'''
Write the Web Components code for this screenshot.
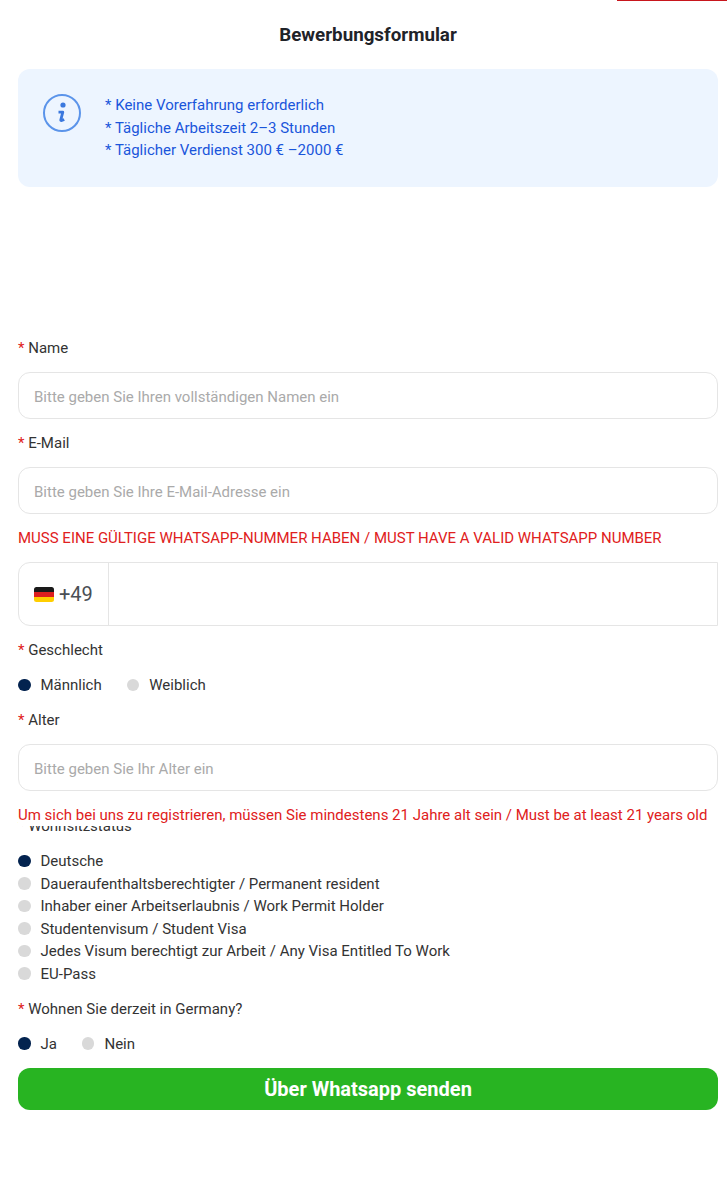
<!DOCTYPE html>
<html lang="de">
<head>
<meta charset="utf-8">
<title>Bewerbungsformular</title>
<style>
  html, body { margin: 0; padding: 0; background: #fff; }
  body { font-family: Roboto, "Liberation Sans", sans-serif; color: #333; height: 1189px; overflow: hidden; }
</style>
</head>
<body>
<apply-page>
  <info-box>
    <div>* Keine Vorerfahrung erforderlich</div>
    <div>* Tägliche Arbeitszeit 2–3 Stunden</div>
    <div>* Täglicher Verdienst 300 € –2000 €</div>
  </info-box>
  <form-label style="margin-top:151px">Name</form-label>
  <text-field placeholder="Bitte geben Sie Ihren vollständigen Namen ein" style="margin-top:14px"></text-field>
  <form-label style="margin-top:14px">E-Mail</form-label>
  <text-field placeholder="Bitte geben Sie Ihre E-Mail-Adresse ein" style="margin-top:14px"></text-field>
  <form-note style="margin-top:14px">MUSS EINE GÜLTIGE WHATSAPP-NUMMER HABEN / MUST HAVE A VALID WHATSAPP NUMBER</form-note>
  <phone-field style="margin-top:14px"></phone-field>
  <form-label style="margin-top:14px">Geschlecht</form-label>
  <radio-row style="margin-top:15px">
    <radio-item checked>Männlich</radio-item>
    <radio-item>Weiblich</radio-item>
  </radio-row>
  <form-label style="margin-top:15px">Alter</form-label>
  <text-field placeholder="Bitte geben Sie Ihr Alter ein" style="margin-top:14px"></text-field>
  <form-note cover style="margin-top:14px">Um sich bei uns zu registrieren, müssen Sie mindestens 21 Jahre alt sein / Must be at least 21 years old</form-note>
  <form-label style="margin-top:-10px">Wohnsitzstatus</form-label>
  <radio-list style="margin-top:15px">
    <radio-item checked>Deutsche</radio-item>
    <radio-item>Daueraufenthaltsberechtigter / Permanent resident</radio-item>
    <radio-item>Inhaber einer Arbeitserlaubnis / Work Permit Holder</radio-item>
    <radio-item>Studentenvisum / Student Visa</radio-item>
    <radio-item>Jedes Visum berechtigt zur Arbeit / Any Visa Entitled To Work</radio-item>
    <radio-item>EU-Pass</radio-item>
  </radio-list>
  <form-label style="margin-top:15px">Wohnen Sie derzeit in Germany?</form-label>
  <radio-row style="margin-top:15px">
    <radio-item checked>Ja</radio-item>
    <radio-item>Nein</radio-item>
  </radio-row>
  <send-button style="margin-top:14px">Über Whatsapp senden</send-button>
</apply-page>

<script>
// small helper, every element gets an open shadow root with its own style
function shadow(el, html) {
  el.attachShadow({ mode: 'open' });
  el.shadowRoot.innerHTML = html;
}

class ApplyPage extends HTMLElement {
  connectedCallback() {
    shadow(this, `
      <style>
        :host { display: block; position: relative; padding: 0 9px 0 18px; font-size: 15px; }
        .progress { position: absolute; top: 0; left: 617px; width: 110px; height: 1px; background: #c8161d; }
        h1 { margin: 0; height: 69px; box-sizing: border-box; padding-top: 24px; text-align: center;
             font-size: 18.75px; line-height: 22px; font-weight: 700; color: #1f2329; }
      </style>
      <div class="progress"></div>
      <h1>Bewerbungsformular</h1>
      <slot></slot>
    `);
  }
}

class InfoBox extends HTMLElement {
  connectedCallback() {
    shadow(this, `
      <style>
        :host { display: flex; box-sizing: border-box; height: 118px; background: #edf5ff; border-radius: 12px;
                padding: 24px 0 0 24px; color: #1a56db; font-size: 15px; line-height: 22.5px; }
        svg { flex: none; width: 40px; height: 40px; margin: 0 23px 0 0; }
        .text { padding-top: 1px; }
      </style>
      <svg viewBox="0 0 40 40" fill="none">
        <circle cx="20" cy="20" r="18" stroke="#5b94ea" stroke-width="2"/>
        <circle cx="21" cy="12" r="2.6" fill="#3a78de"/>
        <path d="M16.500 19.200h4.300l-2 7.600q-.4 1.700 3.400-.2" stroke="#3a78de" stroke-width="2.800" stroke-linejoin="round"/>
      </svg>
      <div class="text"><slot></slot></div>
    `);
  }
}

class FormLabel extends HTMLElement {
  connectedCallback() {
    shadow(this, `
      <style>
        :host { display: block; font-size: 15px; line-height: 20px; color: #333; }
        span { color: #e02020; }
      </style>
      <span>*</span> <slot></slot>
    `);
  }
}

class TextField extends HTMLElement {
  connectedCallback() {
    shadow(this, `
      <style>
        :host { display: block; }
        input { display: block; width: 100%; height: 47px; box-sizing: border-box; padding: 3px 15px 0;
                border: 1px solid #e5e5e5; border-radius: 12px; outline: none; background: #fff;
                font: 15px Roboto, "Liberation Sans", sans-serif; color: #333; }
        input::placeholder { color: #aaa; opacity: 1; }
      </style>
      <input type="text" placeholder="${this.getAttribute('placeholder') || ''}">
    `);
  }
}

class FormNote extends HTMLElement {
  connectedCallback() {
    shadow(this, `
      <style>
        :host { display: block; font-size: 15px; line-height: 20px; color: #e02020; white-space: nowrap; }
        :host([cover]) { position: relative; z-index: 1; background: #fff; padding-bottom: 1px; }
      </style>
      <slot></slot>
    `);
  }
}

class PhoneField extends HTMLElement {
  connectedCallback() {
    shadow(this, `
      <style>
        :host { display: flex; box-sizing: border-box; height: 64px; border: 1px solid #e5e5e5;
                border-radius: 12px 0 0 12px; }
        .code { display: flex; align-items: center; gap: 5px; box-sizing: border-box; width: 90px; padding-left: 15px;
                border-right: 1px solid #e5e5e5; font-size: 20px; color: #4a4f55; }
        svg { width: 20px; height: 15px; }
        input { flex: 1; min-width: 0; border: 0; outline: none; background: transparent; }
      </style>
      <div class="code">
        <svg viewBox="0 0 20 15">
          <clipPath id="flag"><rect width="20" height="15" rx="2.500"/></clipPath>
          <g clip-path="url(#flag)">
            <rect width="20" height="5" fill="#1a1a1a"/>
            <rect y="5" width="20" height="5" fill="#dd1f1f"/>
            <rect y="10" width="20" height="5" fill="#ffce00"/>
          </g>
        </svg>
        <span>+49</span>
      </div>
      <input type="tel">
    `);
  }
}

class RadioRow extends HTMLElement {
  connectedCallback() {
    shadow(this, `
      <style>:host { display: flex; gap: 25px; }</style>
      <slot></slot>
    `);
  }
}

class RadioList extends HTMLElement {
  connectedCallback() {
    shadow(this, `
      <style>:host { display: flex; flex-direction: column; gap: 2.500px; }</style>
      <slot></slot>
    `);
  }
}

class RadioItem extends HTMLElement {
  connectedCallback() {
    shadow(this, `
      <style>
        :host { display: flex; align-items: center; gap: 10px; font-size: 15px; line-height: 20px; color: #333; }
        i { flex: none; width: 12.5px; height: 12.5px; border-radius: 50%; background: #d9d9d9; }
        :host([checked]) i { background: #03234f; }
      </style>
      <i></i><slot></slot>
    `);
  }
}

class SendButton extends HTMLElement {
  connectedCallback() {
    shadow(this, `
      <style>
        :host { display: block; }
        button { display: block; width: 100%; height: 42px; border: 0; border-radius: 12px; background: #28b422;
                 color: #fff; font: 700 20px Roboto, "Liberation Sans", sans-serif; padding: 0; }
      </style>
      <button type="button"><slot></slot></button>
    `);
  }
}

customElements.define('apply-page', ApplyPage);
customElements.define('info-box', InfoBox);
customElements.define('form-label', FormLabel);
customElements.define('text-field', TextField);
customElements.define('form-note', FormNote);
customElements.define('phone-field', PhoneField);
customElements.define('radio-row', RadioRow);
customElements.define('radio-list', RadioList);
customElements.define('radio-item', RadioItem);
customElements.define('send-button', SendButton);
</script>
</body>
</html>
'''
Go through the listing above and write it all out exactly, leaving out any picture.

# Finished answer
Write the Web Components code for this screenshot.
<!DOCTYPE html>
<html lang="de">
<head>
<meta charset="utf-8">
<title>Bewerbungsformular</title>
<style>
  html, body { margin: 0; padding: 0; background: #fff; }
  body { font-family: Roboto, "Liberation Sans", sans-serif; color: #333; height: 1189px; overflow: hidden; }
</style>
</head>
<body>
<apply-page>
  <info-box>
    <div>* Keine Vorerfahrung erforderlich</div>
    <div>* Tägliche Arbeitszeit 2–3 Stunden</div>
    <div>* Täglicher Verdienst 300 € –2000 €</div>
  </info-box>
  <form-label style="margin-top:151px">Name</form-label>
  <text-field placeholder="Bitte geben Sie Ihren vollständigen Namen ein" style="margin-top:14px"></text-field>
  <form-label style="margin-top:14px">E-Mail</form-label>
  <text-field placeholder="Bitte geben Sie Ihre E-Mail-Adresse ein" style="margin-top:14px"></text-field>
  <form-note style="margin-top:14px">MUSS EINE GÜLTIGE WHATSAPP-NUMMER HABEN / MUST HAVE A VALID WHATSAPP NUMBER</form-note>
  <phone-field style="margin-top:14px"></phone-field>
  <form-label style="margin-top:14px">Geschlecht</form-label>
  <radio-row style="margin-top:15px">
    <radio-item checked>Männlich</radio-item>
    <radio-item>Weiblich</radio-item>
  </radio-row>
  <form-label style="margin-top:15px">Alter</form-label>
  <text-field placeholder="Bitte geben Sie Ihr Alter ein" style="margin-top:14px"></text-field>
  <form-note cover style="margin-top:14px">Um sich bei uns zu registrieren, müssen Sie mindestens 21 Jahre alt sein / Must be at least 21 years old</form-note>
  <form-label style="margin-top:-10px">Wohnsitzstatus</form-label>
  <radio-list style="margin-top:15px">
    <radio-item checked>Deutsche</radio-item>
    <radio-item>Daueraufenthaltsberechtigter / Permanent resident</radio-item>
    <radio-item>Inhaber einer Arbeitserlaubnis / Work Permit Holder</radio-item>
    <radio-item>Studentenvisum / Student Visa</radio-item>
    <radio-item>Jedes Visum berechtigt zur Arbeit / Any Visa Entitled To Work</radio-item>
    <radio-item>EU-Pass</radio-item>
  </radio-list>
  <form-label style="margin-top:15px">Wohnen Sie derzeit in Germany?</form-label>
  <radio-row style="margin-top:15px">
    <radio-item checked>Ja</radio-item>
    <radio-item>Nein</radio-item>
  </radio-row>
  <send-button style="margin-top:14px">Über Whatsapp senden</send-button>
</apply-page>

<script>
// small helper, every element gets an open shadow root with its own style
function shadow(el, html) {
  el.attachShadow({ mode: 'open' });
  el.shadowRoot.innerHTML = html;
}

class ApplyPage extends HTMLElement {
  connectedCallback() {
    shadow(this, `
      <style>
        :host { display: block; position: relative; padding: 0 9px 0 18px; font-size: 15px; }
        .progress { position: absolute; top: 0; left: 617px; width: 110px; height: 1px; background: #c8161d; }
        h1 { margin: 0; height: 69px; box-sizing: border-box; padding-top: 24px; text-align: center;
             font-size: 18.75px; line-height: 22px; font-weight: 700; color: #1f2329; }
      </style>
      <div class="progress"></div>
      <h1>Bewerbungsformular</h1>
      <slot></slot>
    `);
  }
}

class InfoBox extends HTMLElement {
  connectedCallback() {
    shadow(this, `
      <style>
        :host { display: flex; box-sizing: border-box; height: 118px; background: #edf5ff; border-radius: 12px;
                padding: 24px 0 0 24px; color: #1a56db; font-size: 15px; line-height: 22.5px; }
        svg { flex: none; width: 40px; height: 40px; margin: 0 23px 0 0; }
        .text { padding-top: 1px; }
      </style>
      <svg viewBox="0 0 40 40" fill="none">
        <circle cx="20" cy="20" r="18" stroke="#5b94ea" stroke-width="2"/>
        <circle cx="21" cy="12" r="2.6" fill="#3a78de"/>
        <path d="M16.500 19.200h4.300l-2 7.600q-.4 1.700 3.400-.2" stroke="#3a78de" stroke-width="2.800" stroke-linejoin="round"/>
      </svg>
      <div class="text"><slot></slot></div>
    `);
  }
}

class FormLabel extends HTMLElement {
  connectedCallback() {
    shadow(this, `
      <style>
        :host { display: block; font-size: 15px; line-height: 20px; color: #333; }
        span { color: #e02020; }
      </style>
      <span>*</span> <slot></slot>
    `);
  }
}

class TextField extends HTMLElement {
  connectedCallback() {
    shadow(this, `
      <style>
        :host { display: block; }
        input { display: block; width: 100%; height: 47px; box-sizing: border-box; padding: 3px 15px 0;
                border: 1px solid #e5e5e5; border-radius: 12px; outline: none; background: #fff;
                font: 15px Roboto, "Liberation Sans", sans-serif; color: #333; }
        input::placeholder { color: #aaa; opacity: 1; }
      </style>
      <input type="text" placeholder="${this.getAttribute('placeholder') || ''}">
    `);
  }
}

class FormNote extends HTMLElement {
  connectedCallback() {
    shadow(this, `
      <style>
        :host { display: block; font-size: 15px; line-height: 20px; color: #e02020; white-space: nowrap; }
        :host([cover]) { position: relative; z-index: 1; background: #fff; padding-bottom: 1px; }
      </style>
      <slot></slot>
    `);
  }
}

class PhoneField extends HTMLElement {
  connectedCallback() {
    shadow(this, `
      <style>
        :host { display: flex; box-sizing: border-box; height: 64px; border: 1px solid #e5e5e5;
                border-radius: 12px 0 0 12px; }
        .code { display: flex; align-items: center; gap: 5px; box-sizing: border-box; width: 90px; padding-left: 15px;
                border-right: 1px solid #e5e5e5; font-size: 20px; color: #4a4f55; }
        svg { width: 20px; height: 15px; }
        input { flex: 1; min-width: 0; border: 0; outline: none; background: transparent; }
      </style>
      <div class="code">
        <svg viewBox="0 0 20 15">
          <clipPath id="flag"><rect width="20" height="15" rx="2.500"/></clipPath>
          <g clip-path="url(#flag)">
            <rect width="20" height="5" fill="#1a1a1a"/>
            <rect y="5" width="20" height="5" fill="#dd1f1f"/>
            <rect y="10" width="20" height="5" fill="#ffce00"/>
          </g>
        </svg>
        <span>+49</span>
      </div>
      <input type="tel">
    `);
  }
}

class RadioRow extends HTMLElement {
  connectedCallback() {
    shadow(this, `
      <style>:host { display: flex; gap: 25px; }</style>
      <slot></slot>
    `);
  }
}

class RadioList extends HTMLElement {
  connectedCallback() {
    shadow(this, `
      <style>:host { display: flex; flex-direction: column; gap: 2.500px; }</style>
      <slot></slot>
    `);
  }
}

class RadioItem extends HTMLElement {
  connectedCallback() {
    shadow(this, `
      <style>
        :host { display: flex; align-items: center; gap: 10px; font-size: 15px; line-height: 20px; color: #333; }
        i { flex: none; width: 12.5px; height: 12.5px; border-radius: 50%; background: #d9d9d9; }
        :host([checked]) i { background: #03234f; }
      </style>
      <i></i><slot></slot>
    `);
  }
}

class SendButton extends HTMLElement {
  connectedCallback() {
    shadow(this, `
      <style>
        :host { display: block; }
        button { display: block; width: 100%; height: 42px; border: 0; border-radius: 12px; background: #28b422;
                 color: #fff; font: 700 20px Roboto, "Liberation Sans", sans-serif; padding: 0; }
      </style>
      <button type="button"><slot></slot></button>
    `);
  }
}

customElements.define('apply-page', ApplyPage);
customElements.define('info-box', InfoBox);
customElements.define('form-label', FormLabel);
customElements.define('text-field', TextField);
customElements.define('form-note', FormNote);
customElements.define('phone-field', PhoneField);
customElements.define('radio-row', RadioRow);
customElements.define('radio-list', RadioList);
customElements.define('radio-item', RadioItem);
customElements.define('send-button', SendButton);
</script>
</body>
</html>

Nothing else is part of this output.